I’m trying to be vulnerable this time. You know, with Brent or Brett or whatever. After a cordial email exchange, we discover that our love for each other never went away. This leads to an agreement to carry on a cross-continental relationship. He needs me, he says. He wants all of me, even. Meanwhile, I’m consumed with a familiar suspicion that my love is just pity with an alibi. Since that pain is in the bones by now, I reach for diversions.
I mindlessly go through half a bottle of whiskey during one of our six-hour FaceTime calls and only seem to remember that I told him I liked the name Cordelia. Afterward, when I tell him that I was so hungover that I passed out under the shower for three hours, I laugh it off as if I’m reminiscing about the time I watched a crow eat a piece of pizza out of a dumpster.
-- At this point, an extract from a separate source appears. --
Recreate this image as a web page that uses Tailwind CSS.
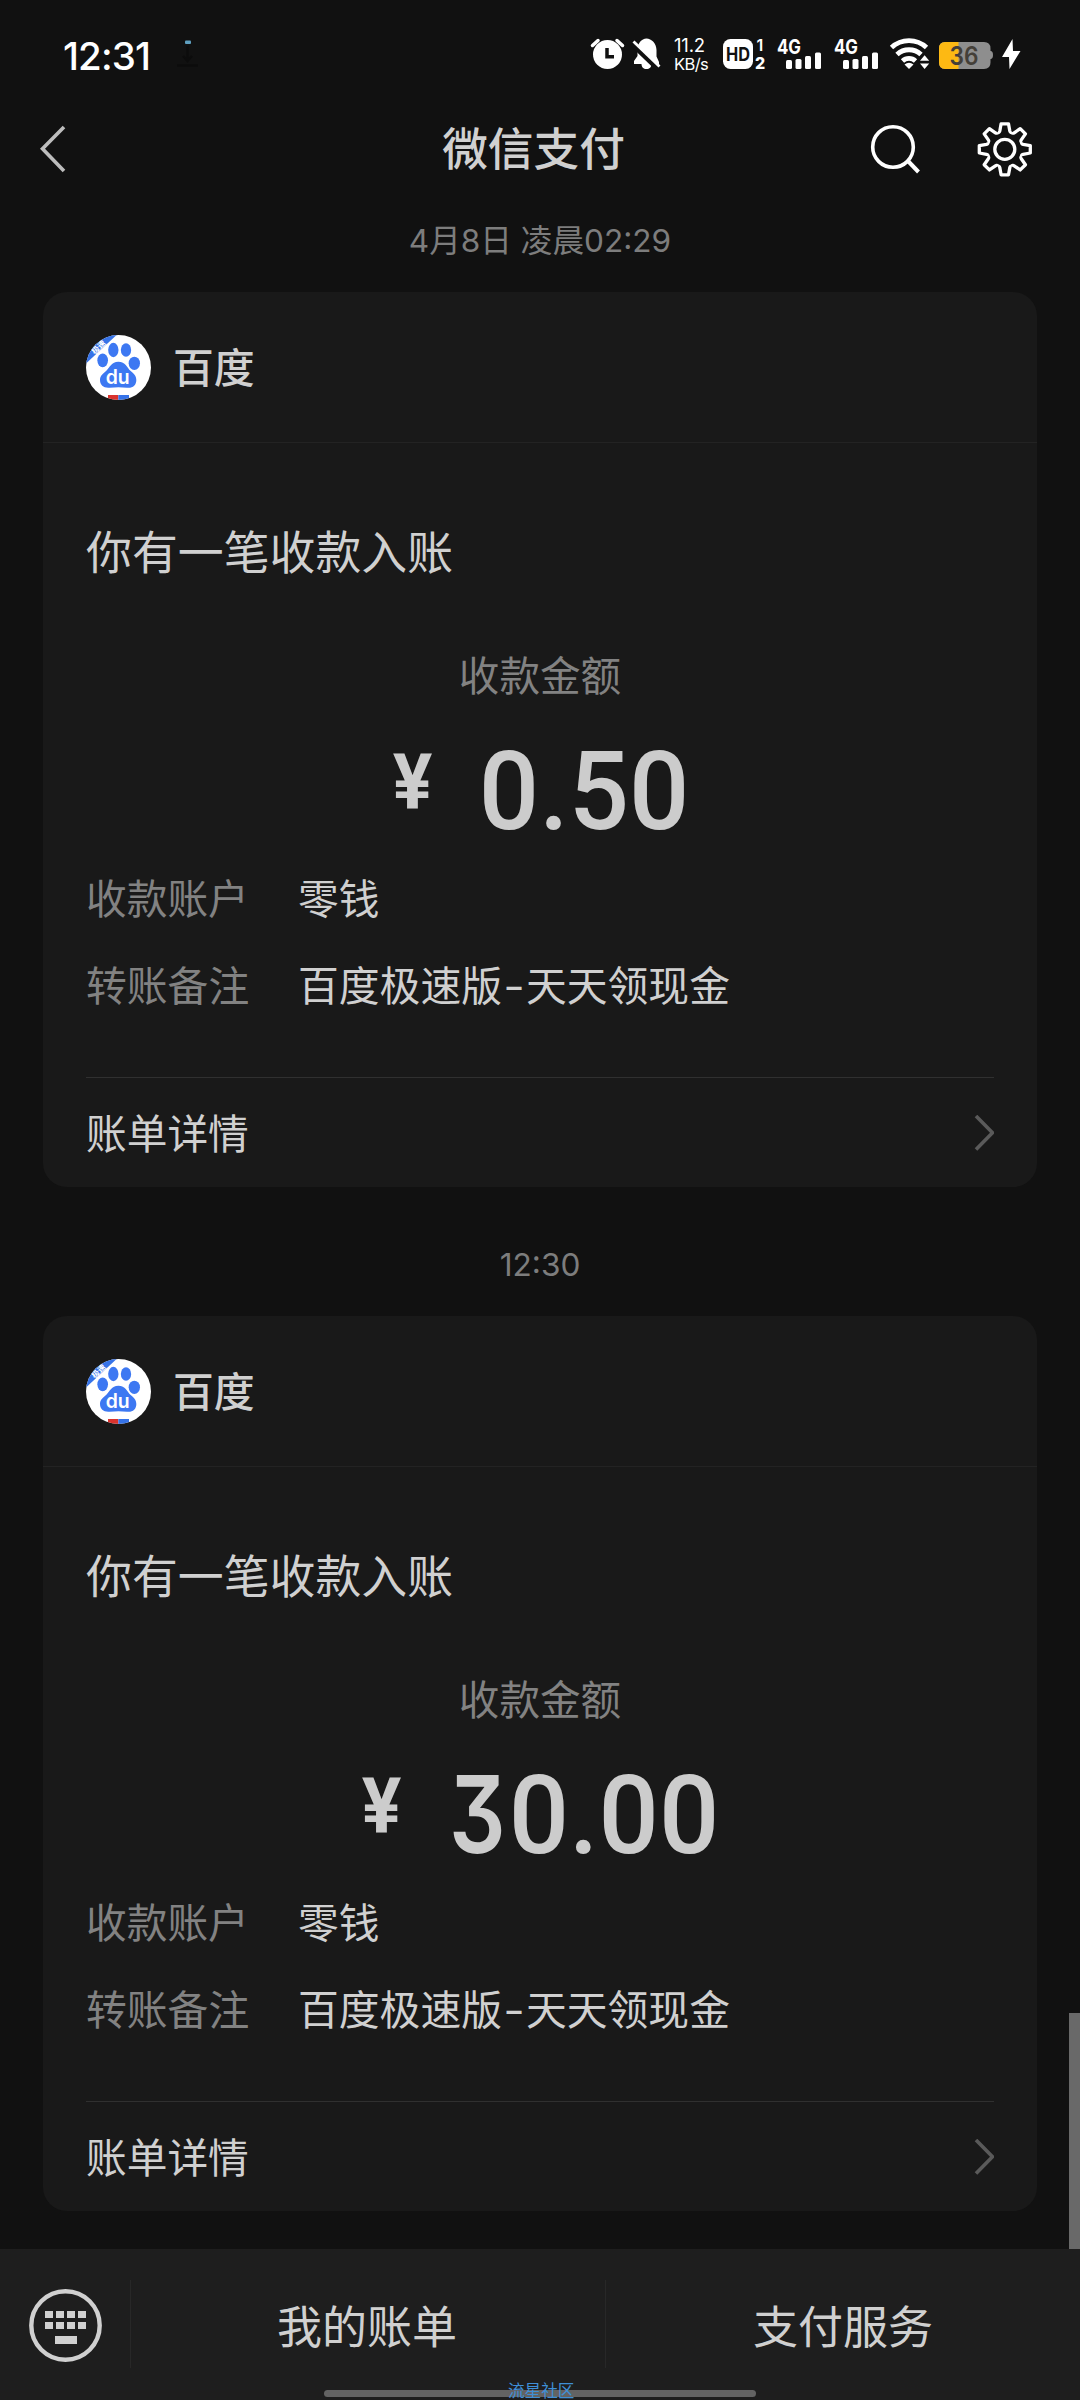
<!DOCTYPE html>
<html lang="zh-CN">
<head>
<meta charset="utf-8">
<title>微信支付</title>
<script src="https://cdn.jsdelivr.net/npm/@tailwindcss/browser@4"></script>
</head>
<body class="bg-[#111111]">
<div class="relative flex flex-col w-[1080px] h-[2400px] overflow-hidden bg-[#111111] text-[#d0d0d0] font-['Inter','Noto_Sans_CJK_SC',sans-serif]">

  <!-- status bar -->
  <header class="flex h-[110px] shrink-0 items-start pl-[63px] text-white">
    <div class="w-[109px] pt-[37px] text-[38.5px] leading-[38px] font-medium tracking-[-0.9px] whitespace-nowrap">12:31</div>
    <svg class="w-[32px] h-[110px]" viewBox="172 0 32 110"><rect x="185" y="40.500" width="6" height="3.500" rx="1" fill="#5fa0c0"/><path d="M187.500 46v14M183 56l4.500 5 4.500-5" stroke="#0c0c0c" stroke-width="2.500" fill="none"/><path d="M177 65.500h21" stroke="#0c0c0c" stroke-width="2.500"/></svg>
    <svg class="ml-[382px] w-[76px] h-[110px]" viewBox="586 0 76 110" fill="#fff">
      <circle cx="607.500" cy="54.500" r="14.500"/><path d="M592.500 45.500l5.500-5M622.500 45.500l-5.500-5" stroke="#fff" stroke-width="3.500" stroke-linecap="round"/><path d="M607 48v8.800h7" stroke="#111" stroke-width="3.500" fill="none"/>
      <path d="M634 64V61l3.500-5V50c0-6.500 4-11.500 9-11.500s10 5 10 11.500v6.500l2.500 5.500v2h-7.500c0 3-2 5-5 5s-5-2-5-5z"/><path d="M632.500 44.500l26 25" stroke="#111" stroke-width="5"/><path d="M633.500 41.500l26 25" stroke="#fff" stroke-width="2.800"/>
    </svg>
    <div class="ml-[12px] w-[37px] pt-[36px] text-[18.5px] leading-[19px]"><div class="tracking-[-0.2px]">11.2</div><div class="pt-[1px] text-[16.5px] leading-[17px] tracking-[-0.6px]">KB/s</div></div>
    <svg class="ml-[12px] w-[46px] h-[110px]" viewBox="723 0 46 110">
      <rect x="723" y="39" width="30" height="30" rx="7.500" fill="#fff"/>
      <text x="726" y="61" font-size="18.500" font-weight="700" textLength="24" lengthAdjust="spacingAndGlyphs" fill="#111">HD</text>
      <text x="756.500" y="51" font-size="16" font-weight="600" fill="#fff">1</text><text x="755" y="68.500" font-size="16" font-weight="800" fill="#fff">2</text>
    </svg>
    <svg class="ml-[7px] w-[104px] h-[110px]" viewBox="776 0 104 110" fill="#fff">
      <g id="sig"><text x="777" y="54" font-size="20" font-weight="700" textLength="24" lengthAdjust="spacingAndGlyphs">4G</text><rect x="786" y="60" width="6" height="9" rx="1.500"/><rect x="795.500" y="59" width="6" height="10" rx="1.500"/><rect x="805" y="56" width="6" height="13" rx="1.500"/><rect x="815" y="52.500" width="6" height="16.500" rx="1.500"/></g>
      <use href="#sig" x="57"/>
    </svg>
    <svg class="ml-[8px] w-[42px] h-[110px]" viewBox="888 0 42 110" fill="none" stroke="#fff" stroke-width="4.800">
      <path d="M891.500 47.500a25.500 25.500 0 0 1 35 0M897 54.500a17.500 17.500 0 0 1 24 0M902.500 61a9.500 9.500 0 0 1 13 0"/><path d="M909 69l-4.500-4.500q4.500-3.600 9 0z" fill="#fff" stroke="none"/>
      <path d="M918.500 60.800L924.500 53.500l6 7.300v3L924.500 70.500l-6-7z" fill="#111" stroke="none"/><path d="M920 60.800l4.600-5.500 4.600 5.500zM920 63.500h9.200l-4.600 5.500z" fill="#fff" stroke="none"/>
    </svg>
    <svg class="ml-[8px] w-[84px] h-[110px]" viewBox="938 0 84 110">
      <path d="M945 42H984q6.500 0 6.500 6.500V51q2.500 0 2.500 4t-2.500 4v3.500q0 6.500-6.500 6.500H945q-6 0-6-6.500V48.500q0-6.500 6-6.500z" fill="#8e8e8e"/>
      <path d="M958.500 42H945q-6 0-6 6.500v14q0 6.500 6 6.500h13.500z" fill="#fdb913"/>
      <text x="949.500" y="64.800" font-size="25" font-weight="600" textLength="29" lengthAdjust="spacingAndGlyphs" fill="#443f38">36</text>
      <path d="M1012.500 39l-10.500 18h7l0.500 12 11-18h-7.500z" fill="#fff"/>
    </svg>
  </header>

  <!-- title bar -->
  <div class="flex h-[80px] shrink-0 items-center">
    <svg class="w-[220px] h-[80px]" viewBox="0 110 220 80"><path d="M64 132.500L42.500 154.300 64 176.500" transform="translate(0 -5.500)" fill="none" stroke="#bdbdbd" stroke-width="3.600"/></svg>
    <h1 class="flex-1 pr-[13px] text-center text-[45.7px] leading-none font-medium">微信支付</h1>
    <svg class="w-[220px] h-[80px]" viewBox="860 110 220 80" fill="none" stroke="#fff">
      <circle cx="893" cy="147" r="20.300" stroke-width="3.600"/><path d="M907.500 160.500l11 11.500" stroke-width="4"/>
      <g transform="translate(1004.800 149.300)" stroke-width="3.300" stroke-linejoin="round"><circle r="10"/>
        <path id="t" d="M-7.100-16.900Q-5.400-16.500-5-18.300L-3.700-25.500H3.700L5-18.300Q5.400-16.500 7.100-16.900"/>
        <use href="#t" transform="rotate(45)"/><use href="#t" transform="rotate(90)"/><use href="#t" transform="rotate(135)"/><use href="#t" transform="rotate(180)"/><use href="#t" transform="rotate(225)"/><use href="#t" transform="rotate(270)"/><use href="#t" transform="rotate(315)"/>
      </g>
    </svg>
  </div>

  <main class="flex flex-col">
    <div class="flex h-[102px] items-center justify-center text-[31.6px] leading-none text-[#7d7d7d]">4月8日 凌晨02:29</div>

    <section class="mx-[43px] h-[895px] rounded-[24px] bg-[#191919]">
      <div class="flex h-[151px] items-center border-b border-[#232323] pl-[43px]">
        <svg class="size-[65px]" viewBox="138 135 195 195">
          <defs><clipPath id="c"><circle cx="235.500" cy="232.500" r="97.500"/></clipPath>
          <g id="logo" clip-path="url(#c)"><path d="M138 135h195v195H138z" fill="#fff"/><path d="M130 228L233 132H130z" fill="#3673e8"/><text x="0" y="0" transform="translate(164 194) rotate(-43)" font-size="24" font-weight="700" fill="#fff">极速</text>
          <g fill="#3d78f2"><ellipse cx="188" cy="211" rx="16" ry="20.500"/><ellipse cx="220" cy="180" rx="15.500" ry="21.500"/><ellipse cx="258" cy="180" rx="15.500" ry="20"/><ellipse cx="283" cy="220" rx="17" ry="20"/><path d="M235 215c22 0 25 17 37 28 10 9 17 14 17 27 0 17-12 25-28 23-18-2-33-2-52 0-17 2-29-7-29-23 0-14 10-19 19-28 11-11 15-27 36-27z"/></g>
          <text x="197" y="283" font-size="60" font-weight="600" textLength="72" lengthAdjust="spacingAndGlyphs" fill="#fff">du</text><path d="M204 315h31v16h-31z" fill="#d9332e"/><path d="M235 315h32v16h-32z" fill="#3673e8"/></g></defs>
          <use href="#logo"/>
        </svg>
        <div class="pl-[22px] pt-[3px] text-[40.8px] leading-none font-medium">百度</div>
      </div>
      <div class="h-[634px] px-[43px]">
        <div class="pt-[84px] text-[45.9px] leading-[52px]">你有一笔收款入账</div>
        <div class="pt-[75px] text-center text-[40.6px] leading-[46px] text-[#828282]">收款金额</div>
        <div class="flex h-[132px] justify-center pl-[5px] font-['Roboto'] font-medium text-[#cccccc]">
          <div class="mr-[42px] pt-[43px] text-[77px] leading-[80px] font-bold scale-x-[.96]">¥</div>
          <div class="pt-[37px] text-[110px] leading-[110px] scale-x-[.965]">0.50</div>
        </div>
        <div class="flex pt-[45px] text-[40.7px] leading-[46px]"><div class="w-[212px] text-[#828282]">收款账户</div><div>零钱</div></div>
        <div class="flex pt-[40px] text-[40.8px] leading-[46px]"><div class="w-[212px] text-[#828282]">转账备注</div><div>百度极速版<span class="inline-block w-[24px] scale-x-[1.15] text-center">-</span>天天领现金</div></div>
      </div>
      <div class="mx-[43px] flex h-[110px] items-center justify-between border-t border-[#303030]">
        <div class="pt-[5px] text-[40.7px] leading-none">账单详情</div>
        <svg class="w-[20px] h-[36px]" viewBox="974 1116 20 36"><path d="M976 1117l16.500 16.700L976 1150.500" fill="none" stroke="#5a5a5a" stroke-width="3.600"/></svg>
      </div>
    </section>

    <div class="flex h-[129px] items-center justify-center pt-[26px] text-[31.6px] leading-none text-[#7d7d7d]">12:30</div>

    <section class="mx-[43px] h-[895px] rounded-[24px] bg-[#191919]">
      <div class="flex h-[151px] items-center border-b border-[#232323] pl-[43px]">
        <svg class="size-[65px]" viewBox="138 135 195 195"><use href="#logo"/></svg>
        <div class="pl-[22px] pt-[3px] text-[40.8px] leading-none font-medium">百度</div>
      </div>
      <div class="h-[634px] px-[43px]">
        <div class="pt-[84px] text-[45.9px] leading-[52px]">你有一笔收款入账</div>
        <div class="pt-[75px] text-center text-[40.6px] leading-[46px] text-[#828282]">收款金额</div>
        <div class="flex h-[132px] justify-center pl-[5px] font-['Roboto'] font-medium text-[#cccccc]">
          <div class="mr-[42px] pt-[43px] text-[77px] leading-[80px] font-bold scale-x-[.96]">¥</div>
          <div class="pt-[37px] text-[110px] leading-[110px] scale-x-[.965] whitespace-nowrap"><span class="inline-block w-[62px] origin-left scale-x-[.86] font-['Inter'] text-[107px] leading-[90px] font-semibold [font-feature-settings:'cv09']">3</span>0.00</div>
        </div>
        <div class="flex pt-[45px] text-[40.7px] leading-[46px]"><div class="w-[212px] text-[#828282]">收款账户</div><div>零钱</div></div>
        <div class="flex pt-[40px] text-[40.8px] leading-[46px]"><div class="w-[212px] text-[#828282]">转账备注</div><div>百度极速版<span class="inline-block w-[24px] scale-x-[1.15] text-center">-</span>天天领现金</div></div>
      </div>
      <div class="mx-[43px] flex h-[110px] items-center justify-between border-t border-[#303030]">
        <div class="pt-[5px] text-[40.7px] leading-none">账单详情</div>
        <svg class="w-[20px] h-[36px]" viewBox="974 1116 20 36"><path d="M976 1117l16.500 16.700L976 1150.500" fill="none" stroke="#5a5a5a" stroke-width="3.600"/></svg>
      </div>
    </section>
  </main>

  <!-- scroll thumb -->
  <div class="absolute right-0 top-[2013px] h-[236px] w-[11px] bg-[#696969]"></div>

  <!-- bottom menu -->
  <footer class="mt-auto flex h-[151px] shrink-0 bg-[#1e1e1e] pt-[31px]">
    <div class="h-[88px] w-[131px] border-r border-[#282828]">
      <svg class="w-[130px] h-[88px]" viewBox="0 2280 130 88" fill="#d0d0d0"><circle cx="65.500" cy="2325.500" r="34.200" fill="none" stroke="#d0d0d0" stroke-width="4.400"/>
      <path d="M45 2311h8v7h-8zM56 2311h8v7h-8zM67 2311h8v7h-8zM78 2311h8v7h-8zM45 2322h8v7h-8zM56 2322h8v7h-8zM67 2322h8v7h-8zM78 2322h8v7h-8zM55 2336h22v8H55z"/></svg>
    </div>
    <div class="flex h-[88px] w-[475px] items-center justify-center border-r border-[#282828] pt-[6px] pr-[2px] text-[45px] leading-none">我的账单</div>
    <div class="flex h-[88px] flex-1 items-center justify-center pt-[6px] text-[45px] leading-none">支付服务</div>
  </footer>
  <div class="absolute left-[324px] top-[2390px] h-[7px] w-[432px] rounded-full bg-[#636363]"></div>
  <div class="absolute left-[508px] top-[2383px] text-[16.6px] leading-[17px] text-[#3f8fd6] whitespace-nowrap">流星社区</div>
</div>
</body>
</html>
He gently offers, “You know, you can quit if you want to.”
I can’t tell if he’s talking about our relationship or the booze but, either way, I hastily push out an, “I know.”
As if to talk me out of it, he warns, “It’s not easy.”
I end the conversation with, “It’s not hard.”
That night, I copy the entirety of Joan Didion’s On Self-Respect into an empty journal, assigning focused legibility to, “…we eventually lie down alone in that notoriously un-comfortable bed, the one we make ourselves. Whether or not we sleep in it depends, of course, on whether or not we respect ourselves.”
But here I am, anyway. Tired, but approaching my second wind.